La première équipe africaine médaillée d’or aux Jeux olympiques

Cependant, un détail change par rapport au match livré face aux Brésiliens : les Nigérians ne subissent pas le jeu argentin et se jettent comme des morts de faim sur tous les ballons, même ceux qui s’apprêtent à sortir en touche… C’est d’ailleurs contre le sens du jeu, un peu avec chance, que l’Argentine va prendre l’avantage une nouvelle fois sur un penalty transformé par Crespo, après une faute pas forcément évidente de Taribo West sur Ortega. Mais il était écrit que les Super Eagles devaient remporter ce titre. Pas forcément de belle manière, mais avec du mérite. Dans un mélange de baraka et de talent pur, Amokachi envoie une magnifique louche dans la lucarne du portier argentin après que le ballon lui est tombé miraculeusement dans les pieds suite à une reprise de volée ratée de Kanu… Et quinze minutes plus tard, alors que Pierluigi Collina s’apprête à siffler la fin du match, Amuneke donne la victoire à son équipe, son pays, son continent sur une reprise au point de penalty, laissé seul après une tentative de jouer le hors-jeu ratée par l’Albiceleste.

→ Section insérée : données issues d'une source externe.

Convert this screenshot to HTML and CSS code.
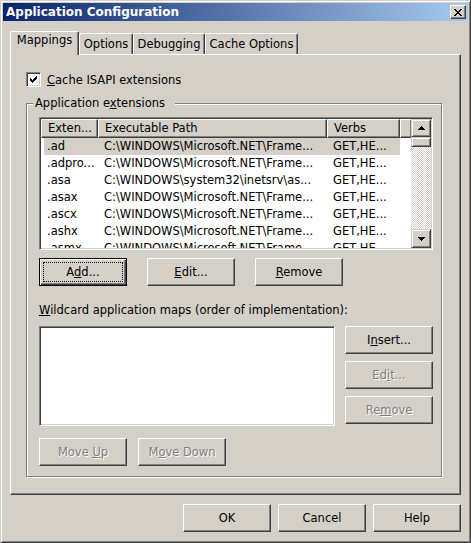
FILE: index.html
```html
<!DOCTYPE html>
<html>
<head>
<meta charset="utf-8">
<title>Application Configuration</title>
<link rel="stylesheet" href="styles.css">
</head>
<body>
<div class="window">
  <div class="titlebar">
    <span class="title">Application Configuration</span>
    <span class="close"><svg width="8" height="7" viewBox="0 0 8 7" shape-rendering="crispEdges"><path d="M0 0h2v1H0z M6 0h2v1H6z M1 1h2v1H1z M5 1h2v1H5z M2 2h4v1H2z M3 3h2v1H3z M2 4h4v1H2z M1 5h2v1H1z M5 5h2v1H5z M0 6h2v1H0z M6 6h2v1H6z" fill="#000"/></svg></span>
  </div>
  <div class="client">
    <div class="tabs">
      <div class="tab tab-active tab-mappings">Mappings</div>
      <div class="tab tab-options">Options</div>
      <div class="tab tab-debugging">Debugging</div>
      <div class="tab tab-cache">Cache Options</div>
    </div>
    <div class="panel">
      <div class="check-row">
        <span class="checkbox"><svg width="7" height="7" viewBox="0 0 7 7" shape-rendering="crispEdges"><path d="M6 0h1v1H6z M5 1h2v1H5z M0 2h1v1H0z M4 2h3v1H4z M0 3h2v1H0z M3 3h3v1H3z M0 4h5v1H0z M1 5h3v1H1z M2 6h1v1H2z" fill="#000"/></svg></span>
        <span><u>C</u>ache ISAPI extensions</span>
      </div>
      <div class="group">
        <div class="group-label">Application e<u>x</u>tensions</div>
        <div class="listview">
          <div class="lv-main">
            <div class="lv-header">
              <div class="hcell col-ext">Exten...</div>
              <div class="hcell col-path">Executable Path</div>
              <div class="hcell col-verbs">Verbs</div>
              <div class="hcell col-fill"></div>
            </div>
            <div class="lv-row selected"><div class="cell col-ext">.ad</div><div class="cell col-path">C:\WINDOWS\Microsoft.NET\Frame...</div><div class="cell col-verbs">GET,HE...</div></div>
            <div class="lv-row"><div class="cell col-ext">.adpro...</div><div class="cell col-path">C:\WINDOWS\Microsoft.NET\Frame...</div><div class="cell col-verbs">GET,HE...</div></div>
            <div class="lv-row"><div class="cell col-ext">.asa</div><div class="cell col-path">C:\WINDOWS\system32\inetsrv\as...</div><div class="cell col-verbs">GET,HE...</div></div>
            <div class="lv-row"><div class="cell col-ext">.asax</div><div class="cell col-path">C:\WINDOWS\Microsoft.NET\Frame...</div><div class="cell col-verbs">GET,HE...</div></div>
            <div class="lv-row"><div class="cell col-ext">.ascx</div><div class="cell col-path">C:\WINDOWS\Microsoft.NET\Frame...</div><div class="cell col-verbs">GET,HE...</div></div>
            <div class="lv-row"><div class="cell col-ext">.ashx</div><div class="cell col-path">C:\WINDOWS\Microsoft.NET\Frame...</div><div class="cell col-verbs">GET,HE...</div></div>
            <div class="lv-row"><div class="cell col-ext">.asmx</div><div class="cell col-path">C:\WINDOWS\Microsoft.NET\Frame...</div><div class="cell col-verbs">GET,HE...</div></div>
          </div>
          <div class="scrollbar">
            <div class="sb-btn sb-up"><svg width="7" height="4" viewBox="0 0 7 4" shape-rendering="crispEdges"><path d="M3 0h1v1H3z M2 1h3v1H2z M1 2h5v1H1z M0 3h7v1H0z" fill="#000"/></svg></div>
            <div class="sb-thumb"></div>
            <div class="sb-track"></div>
            <div class="sb-btn sb-down"><svg width="7" height="4" viewBox="0 0 7 4" shape-rendering="crispEdges"><path d="M0 0h7v1H0z M1 1h5v1H1z M2 2h3v1H2z M3 3h1v1H3z" fill="#000"/></svg></div>
          </div>
        </div>
        <div class="btn-row">
          <button class="btn btn-default"><span class="focus"><span>A<u>d</u>d...</span></span></button>
          <button class="btn"><span><u>E</u>dit...</span></button>
          <button class="btn"><span><u>R</u>emove</span></button>
        </div>
        <div class="wild-label"><u>W</u>ildcard application maps (order of implementation):</div>
        <div class="lower">
          <div class="listbox"></div>
          <div class="side-btns">
            <button class="btn"><span>I<u>n</u>sert...</span></button>
            <button class="btn btn-disabled"><span>Ed<u>i</u>t...</span></button>
            <button class="btn btn-disabled"><span>Re<u>m</u>ove</span></button>
          </div>
        </div>
        <div class="move-row">
          <button class="btn btn-disabled"><span>Move <u>U</u>p</span></button>
          <button class="btn btn-disabled"><span>M<u>o</u>ve Down</span></button>
        </div>
      </div>
    </div>
    <div class="footer">
      <button class="btn"><span>OK</span></button>
      <button class="btn"><span>Cancel</span></button>
      <button class="btn"><span>Help</span></button>
    </div>
  </div>
</div>
</body>
</html>
```

FILE: styles.css
```css
* { box-sizing: border-box; }
html, body { margin: 0; padding: 0; background: #d4d0c8; }
body {
  font-family: "DejaVu Sans", sans-serif;
  font-size: 11.5px;
  color: #000;
}
u { text-decoration: underline; text-underline-offset: 1px; }

.window {
  width: 471px;
  height: 543px;
  background: #d4d0c8;
  border: 1px solid;
  border-color: #d4d0c8 #404040 #404040 #d4d0c8;
  box-shadow: inset 1px 1px #fff, inset -1px -1px #808080;
  padding: 2px;
  display: flex;
  flex-direction: column;
}

.titlebar {
  height: 18px;
  flex: none;
  background: linear-gradient(90deg, #0a246a, #a6caf0);
  display: flex;
  align-items: center;
  justify-content: space-between;
  padding: 0 2px 0 3px;
  color: #fff;
  font-weight: bold;
  font-size: 12px;
  white-space: nowrap;
}
.close {
  width: 16px;
  height: 14px;
  background: #d4d0c8;
  border: 1px solid;
  border-color: #fff #404040 #404040 #fff;
  box-shadow: inset -1px -1px #808080;
  display: flex;
  align-items: center;
  justify-content: center;
}

.client {
  padding: 10px 7px 0 7px;
  display: flex;
  flex-direction: column;
}

.tabs {
  display: flex;
  align-items: flex-end;
  height: 23px;
}
.tab {
  height: 21px;
  border: 1px solid;
  border-bottom: none;
  border-color: #fff #404040 transparent #fff;
  box-shadow: inset -1px 0 #808080;
  border-radius: 2px 2px 0 0;
  display: flex;
  justify-content: center;
  align-items: flex-start;
  padding-top: 3px;
  line-height: 14px;
  background: #d4d0c8;
  white-space: nowrap;
}
.tab-active {
  height: 24px;
  margin-bottom: -1px;
  padding-top: 1px;
  position: relative;
  z-index: 1;
}
.tab-mappings { width: 69px; }
.tab-options { width: 54px; }
.tab-debugging { width: 72px; }
.tab-cache { width: 93px; }

.panel {
  width: 451px;
  height: 441px;
  border: 1px solid;
  border-color: #fff #404040 #404040 #fff;
  box-shadow: inset -1px -1px #808080;
  padding: 17px 0 0 15px;
}

.check-row {
  display: flex;
  align-items: center;
  gap: 6px;
  height: 15px;
  line-height: 14px;
}
.checkbox {
  width: 15px;
  height: 15px;
  background: #fff;
  border: 1px solid;
  border-color: #808080 #fff #fff #808080;
  box-shadow: inset 1px 1px #404040, inset -1px -1px #d4d0c8;
  display: flex;
  align-items: center;
  justify-content: center;
}

.group {
  width: 416px;
  margin-top: 16px;
  border: 1px solid #808080;
  box-shadow: inset 1px 1px #fff, 1px 1px #fff;
  padding: 0 0 10px 12px;
}
.group-label {
  width: fit-content;
  margin: -8px 0 0 -6px;
  padding: 0 10px 0 2px;
  background: #d4d0c8;
  line-height: 14px;
}

.listview {
  width: 394px;
  height: 133px;
  margin-top: 7px;
  border: 1px solid;
  border-color: #808080 #fff #fff #808080;
  box-shadow: inset 1px 1px #404040, inset -1px -1px #d4d0c8;
  padding: 1px;
  background: #fff;
  display: flex;
}
.lv-main {
  flex: 1;
  overflow: hidden;
  display: flex;
  flex-direction: column;
}
.lv-header {
  display: flex;
  height: 19px;
  flex: none;
}
.hcell {
  height: 19px;
  border: 1px solid;
  border-color: #fff #404040 #404040 #fff;
  box-shadow: inset -1px -1px #808080;
  background: #d4d0c8;
  padding: 0 4px 0 6px;
  line-height: 16px;
  white-space: nowrap;
  overflow: hidden;
  flex: none;
}
.col-ext { width: 57px; }
.col-path { width: 229px; }
.col-verbs { width: 73px; }
.hcell.col-fill { flex: 1; }

.lv-row {
  display: flex;
  flex: none;
  height: 17px;
  line-height: 17px;
  width: 359px;
}
.lv-row.selected {
  background: linear-gradient(#d4d0c8, #d4d0c8) 3px 0 / calc(100% - 3px) 100% no-repeat;
}
.cell {
  flex: none;
  padding-left: 6px;
  white-space: nowrap;
  overflow: hidden;
}

.scrollbar {
  width: 20px;
  flex: none;
  display: flex;
  flex-direction: column;
  background: repeating-conic-gradient(#d4d0c8 0 25%, #fff 0 50%) 0 0 / 2px 2px;
}
.sb-btn, .sb-thumb {
  flex: none;
  background: #d4d0c8;
  border: 1px solid;
  border-color: #d4d0c8 #404040 #404040 #d4d0c8;
  box-shadow: inset 1px 1px #fff, inset -1px -1px #808080;
  display: flex;
  align-items: center;
  justify-content: center;
}
.sb-up { height: 18px; }
.sb-thumb { height: 10px; }
.sb-track { flex: 1; }
.sb-down { height: 19px; }

.btn {
  width: 88px;
  height: 28px;
  margin: 0;
  padding: 0;
  font: inherit;
  color: #000;
  background: #d4d0c8;
  border: 1px solid;
  border-color: #fff #404040 #404040 #fff;
  box-shadow: inset -1px -1px #808080;
  display: flex;
  align-items: center;
  justify-content: center;
  white-space: nowrap;
}
.btn-default {
  border: 1px solid #000;
  box-shadow: inset 1px 1px #fff, inset -1px -1px #404040, inset -2px -2px #808080;
  padding: 3px;
}
.focus {
  flex: 1;
  align-self: stretch;
  border: 1px dotted #000;
  display: flex;
  align-items: center;
  justify-content: center;
}
.btn-disabled {
  color: #808080;
  text-shadow: 1px 1px 0 #fff;
}

.btn-row {
  display: flex;
  gap: 20px;
  margin-top: 8px;
}
.wild-label {
  margin-top: 17px;
  line-height: 14px;
}
.lower {
  display: flex;
  gap: 10px;
  margin-top: 9px;
}
.listbox {
  width: 296px;
  height: 100px;
  background: #fff;
  border: 1px solid;
  border-color: #808080 #fff #fff #808080;
  box-shadow: inset 1px 1px #404040, inset -1px -1px #d4d0c8;
}
.side-btns {
  display: flex;
  flex-direction: column;
  gap: 7px;
}
.move-row {
  display: flex;
  gap: 11px;
  margin-top: 12px;
}

.footer {
  display: flex;
  justify-content: flex-end;
  gap: 7px;
  margin-top: 9px;
}
```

Les Argentins ont beau crier au scandale – d’autres joueurs nigérians étaient bien hors-jeu – il est trop tard : le Nigeria tient enfin son titre mondial, une nouvelle fois d’un dernier coup d’épaule. « Nous n’abandonnons jamais, nous sommes africains » lâchera Jay-Jay Okocha en conférence d’après-match. Et pas n’importe quels Africains : les premiers à remporter l’or aux Jeux olympiques. « Je pense que c’est le point culminant du football nigérian pour la simple et bonne raison qu’on ne dépendait plus de l’Afrique » , relatera Sunday Oliseh. « Nous étions devenus les meilleurs dans un championnat senior mondial. Les médailles d’or, d’argent, de bronze, ce sont les seuls trophées que tu peux garder à vie. Tu es médaillé d’or à vie, tu n’as pas à la remettre en jeu quatre ans plus tard. » Bonne année 96, le Nigeria.